Kenneth Morton served our country as an officer in the United States Navy for twenty years. Today, Kenneth serves people in need in different but equally meaningful ways as a Product Support Specialist at a medical technology company that is pioneering innovative solutions for treating cancer.
“I am lucky; my job is fulfilling and rewarding,” said Kenneth. “And I work in an industry that is committed to hiring transitioning military veterans to good-paying jobs, in roles that are not just for scientists or engineers, but for people with skills in human resources, finance, logistics and the supply chain, among others.” Veterans can fill any role, from entry level all the way up to the CEO.
In his role, Kenneth provides real-time virtual technical support to leading medical institutions across the country to ensure cancer patients get the radiotherapy treatments they need. Since fifty to sixty percent of people with cancer will need radiotherapy at some point during their treatment, his job is mission critical.
The skills Kenneth honed in the Navy as an aviation electronics technician are serving him well in his current position. During his naval career, he managed software systems and learned how to maintain, troubleshoot and repair sophisticated equipment.The military also taught him how to stay calm in high-pressure situations and get issues resolved.
In addition to the technical skills that veterans bring to the table, research indicates that members of the military possess important soft skills that make for valuable and productive members of just about any business organization, including high levels of resiliency, advanced team building skills, and strong organizational commitment. However, these skills are often harder to communicate with prospective employers.
Organizations like MVPvets (MedTech and BioTech Veterans Program), a group that assists and prepares transitioning military veterans for meaningful employment in the life sciences industry, are available to help prospective employers evaluate those soft skills – like critical thinking, team-building and leadership – and match veterans with mentors, jobs and career resources. To date, more than 1,450 veterans have participated in the MVPvets program and have either gained employment in high-quality jobs within the life sciences industry or have improved their current employment situation and job readiness post-military transition.
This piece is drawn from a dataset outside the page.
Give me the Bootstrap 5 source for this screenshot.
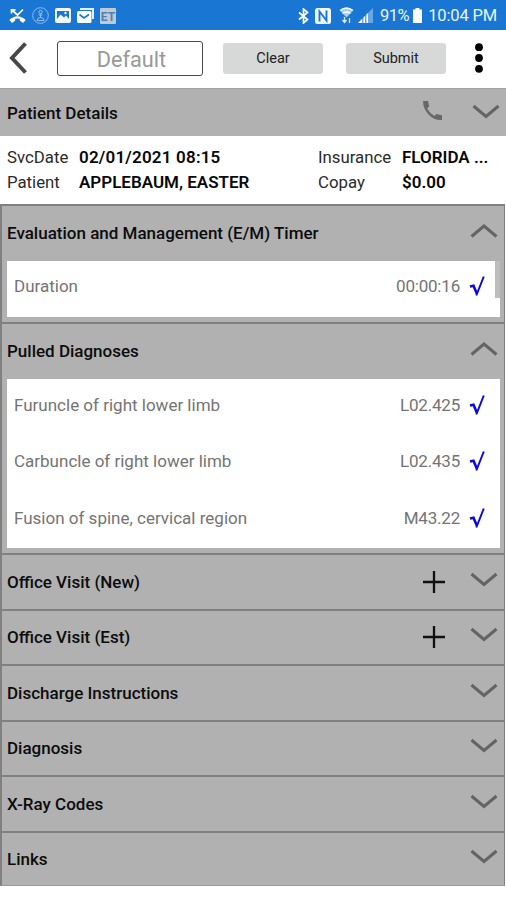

The medical technology industry is committed to hiring transitioning military veterans in good-paying jobs. “When I left the Navy in 2010, I knew I wanted a job that made a difference,” Kenneth said, “but I wasn’t sure what that would be. Of course I knew about cancer, but I wasn’t familiar with radiation oncology. Today I have a job that matters. I make sure that the patient on the table gets the treatment they need, when they need it. It’s an overwhelmingly satisfying job.”